Data listing:
# # #

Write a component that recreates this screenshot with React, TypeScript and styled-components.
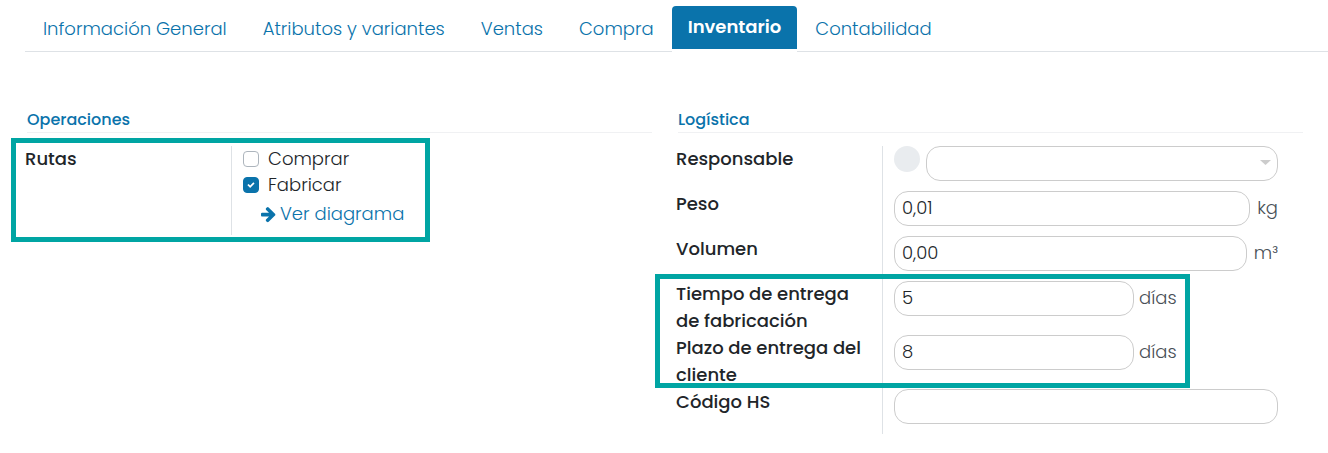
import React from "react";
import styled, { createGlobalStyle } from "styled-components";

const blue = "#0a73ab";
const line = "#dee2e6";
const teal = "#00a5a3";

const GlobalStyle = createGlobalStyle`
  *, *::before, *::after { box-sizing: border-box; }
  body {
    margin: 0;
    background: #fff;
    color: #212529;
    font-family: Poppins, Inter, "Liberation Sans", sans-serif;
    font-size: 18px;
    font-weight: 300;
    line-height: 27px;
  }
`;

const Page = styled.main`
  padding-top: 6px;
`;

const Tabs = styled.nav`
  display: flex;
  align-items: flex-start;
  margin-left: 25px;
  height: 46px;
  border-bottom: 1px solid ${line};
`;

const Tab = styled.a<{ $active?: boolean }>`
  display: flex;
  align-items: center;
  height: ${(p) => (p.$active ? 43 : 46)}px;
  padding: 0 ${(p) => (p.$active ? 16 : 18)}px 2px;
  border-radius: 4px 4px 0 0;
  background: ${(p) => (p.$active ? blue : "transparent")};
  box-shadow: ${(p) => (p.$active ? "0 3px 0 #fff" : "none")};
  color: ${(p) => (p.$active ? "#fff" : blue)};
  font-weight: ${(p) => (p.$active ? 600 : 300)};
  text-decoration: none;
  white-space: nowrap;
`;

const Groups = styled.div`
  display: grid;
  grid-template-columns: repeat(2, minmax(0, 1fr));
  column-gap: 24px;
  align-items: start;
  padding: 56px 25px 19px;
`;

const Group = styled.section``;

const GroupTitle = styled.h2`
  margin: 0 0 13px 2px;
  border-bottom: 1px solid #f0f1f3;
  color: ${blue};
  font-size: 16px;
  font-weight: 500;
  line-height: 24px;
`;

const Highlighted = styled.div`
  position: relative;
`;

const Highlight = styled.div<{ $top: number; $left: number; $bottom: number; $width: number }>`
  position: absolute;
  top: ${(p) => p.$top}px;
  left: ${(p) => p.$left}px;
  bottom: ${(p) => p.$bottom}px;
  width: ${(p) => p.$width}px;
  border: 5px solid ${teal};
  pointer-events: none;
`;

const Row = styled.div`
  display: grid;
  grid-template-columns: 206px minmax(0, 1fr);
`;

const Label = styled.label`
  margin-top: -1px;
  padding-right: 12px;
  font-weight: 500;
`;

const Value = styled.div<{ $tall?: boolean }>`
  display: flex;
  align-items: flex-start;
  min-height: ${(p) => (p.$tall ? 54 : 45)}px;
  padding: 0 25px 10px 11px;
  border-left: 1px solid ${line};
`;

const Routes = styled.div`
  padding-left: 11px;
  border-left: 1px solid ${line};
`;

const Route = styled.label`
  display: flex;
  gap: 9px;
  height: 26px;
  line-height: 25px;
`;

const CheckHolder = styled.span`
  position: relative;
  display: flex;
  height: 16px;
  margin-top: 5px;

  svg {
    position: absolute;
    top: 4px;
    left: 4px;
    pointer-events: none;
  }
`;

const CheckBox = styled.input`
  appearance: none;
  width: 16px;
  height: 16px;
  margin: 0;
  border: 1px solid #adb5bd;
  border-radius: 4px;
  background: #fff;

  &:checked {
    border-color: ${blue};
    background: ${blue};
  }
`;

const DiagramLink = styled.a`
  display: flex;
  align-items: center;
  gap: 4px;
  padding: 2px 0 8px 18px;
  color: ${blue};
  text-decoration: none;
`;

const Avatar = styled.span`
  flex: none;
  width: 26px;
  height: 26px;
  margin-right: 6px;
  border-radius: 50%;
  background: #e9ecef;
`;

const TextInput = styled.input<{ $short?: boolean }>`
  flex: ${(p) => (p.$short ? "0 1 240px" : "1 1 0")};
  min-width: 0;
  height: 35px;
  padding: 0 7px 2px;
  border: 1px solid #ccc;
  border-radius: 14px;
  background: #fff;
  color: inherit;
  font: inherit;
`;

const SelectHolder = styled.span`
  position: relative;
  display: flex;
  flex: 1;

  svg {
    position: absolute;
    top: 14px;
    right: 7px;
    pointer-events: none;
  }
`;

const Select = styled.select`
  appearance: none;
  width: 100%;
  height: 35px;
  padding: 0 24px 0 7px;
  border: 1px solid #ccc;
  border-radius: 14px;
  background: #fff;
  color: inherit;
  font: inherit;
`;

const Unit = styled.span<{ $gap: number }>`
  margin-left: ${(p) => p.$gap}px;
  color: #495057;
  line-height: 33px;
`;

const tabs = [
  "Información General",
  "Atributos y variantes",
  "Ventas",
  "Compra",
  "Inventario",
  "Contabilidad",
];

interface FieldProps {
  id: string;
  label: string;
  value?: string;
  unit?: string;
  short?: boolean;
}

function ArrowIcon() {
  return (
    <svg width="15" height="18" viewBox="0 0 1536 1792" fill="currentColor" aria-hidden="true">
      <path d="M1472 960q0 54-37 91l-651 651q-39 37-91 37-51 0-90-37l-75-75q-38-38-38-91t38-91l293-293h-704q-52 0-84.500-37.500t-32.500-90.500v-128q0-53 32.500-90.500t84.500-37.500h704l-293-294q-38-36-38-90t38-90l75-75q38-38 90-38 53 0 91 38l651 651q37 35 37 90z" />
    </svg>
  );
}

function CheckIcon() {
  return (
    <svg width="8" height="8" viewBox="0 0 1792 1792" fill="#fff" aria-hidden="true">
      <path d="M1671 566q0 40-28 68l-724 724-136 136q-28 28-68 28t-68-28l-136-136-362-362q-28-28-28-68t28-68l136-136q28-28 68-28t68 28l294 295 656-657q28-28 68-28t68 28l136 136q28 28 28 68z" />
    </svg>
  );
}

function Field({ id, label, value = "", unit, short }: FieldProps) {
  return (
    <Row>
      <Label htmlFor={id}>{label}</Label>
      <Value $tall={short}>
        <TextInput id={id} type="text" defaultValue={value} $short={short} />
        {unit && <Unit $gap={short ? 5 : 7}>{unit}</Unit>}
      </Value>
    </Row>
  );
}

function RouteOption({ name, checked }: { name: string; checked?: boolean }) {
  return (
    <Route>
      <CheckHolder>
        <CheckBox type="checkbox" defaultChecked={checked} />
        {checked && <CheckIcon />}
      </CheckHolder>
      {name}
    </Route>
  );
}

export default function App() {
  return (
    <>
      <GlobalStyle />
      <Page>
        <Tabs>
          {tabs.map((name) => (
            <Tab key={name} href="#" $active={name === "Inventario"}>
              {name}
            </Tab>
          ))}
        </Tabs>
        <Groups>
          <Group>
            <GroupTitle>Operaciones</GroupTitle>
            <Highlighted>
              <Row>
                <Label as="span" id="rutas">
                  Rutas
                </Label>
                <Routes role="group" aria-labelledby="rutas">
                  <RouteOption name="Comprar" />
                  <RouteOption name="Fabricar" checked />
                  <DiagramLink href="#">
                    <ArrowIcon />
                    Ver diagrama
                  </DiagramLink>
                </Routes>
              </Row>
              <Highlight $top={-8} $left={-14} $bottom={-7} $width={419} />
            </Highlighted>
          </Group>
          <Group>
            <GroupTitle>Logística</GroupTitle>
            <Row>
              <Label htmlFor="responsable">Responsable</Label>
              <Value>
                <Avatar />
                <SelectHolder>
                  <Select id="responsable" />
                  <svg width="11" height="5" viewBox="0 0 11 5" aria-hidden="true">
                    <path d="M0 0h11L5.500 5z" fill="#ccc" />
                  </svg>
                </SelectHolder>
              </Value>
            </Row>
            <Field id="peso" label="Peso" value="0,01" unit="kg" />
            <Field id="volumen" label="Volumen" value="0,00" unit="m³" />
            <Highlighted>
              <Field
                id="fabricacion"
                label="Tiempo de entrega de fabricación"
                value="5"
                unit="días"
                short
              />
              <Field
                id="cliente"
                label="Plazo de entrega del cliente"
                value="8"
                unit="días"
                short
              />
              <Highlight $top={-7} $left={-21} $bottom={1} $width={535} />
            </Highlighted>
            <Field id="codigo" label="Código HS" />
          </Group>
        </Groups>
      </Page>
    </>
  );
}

# # #

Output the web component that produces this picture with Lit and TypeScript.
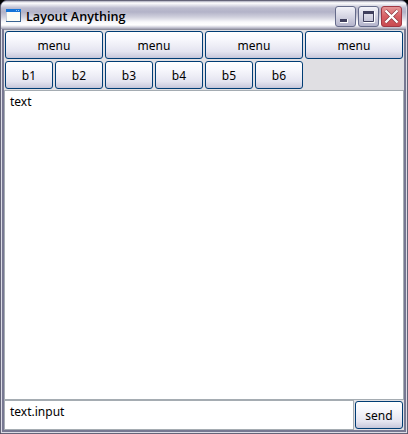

# # #

Instructions to follow:
Which lines contain the word "this"? Copy each of them.

Output below:
Write a component that recreates this screenshot with React, TypeScript and styled-components.
Output the web component that produces this picture with Lit and TypeScript.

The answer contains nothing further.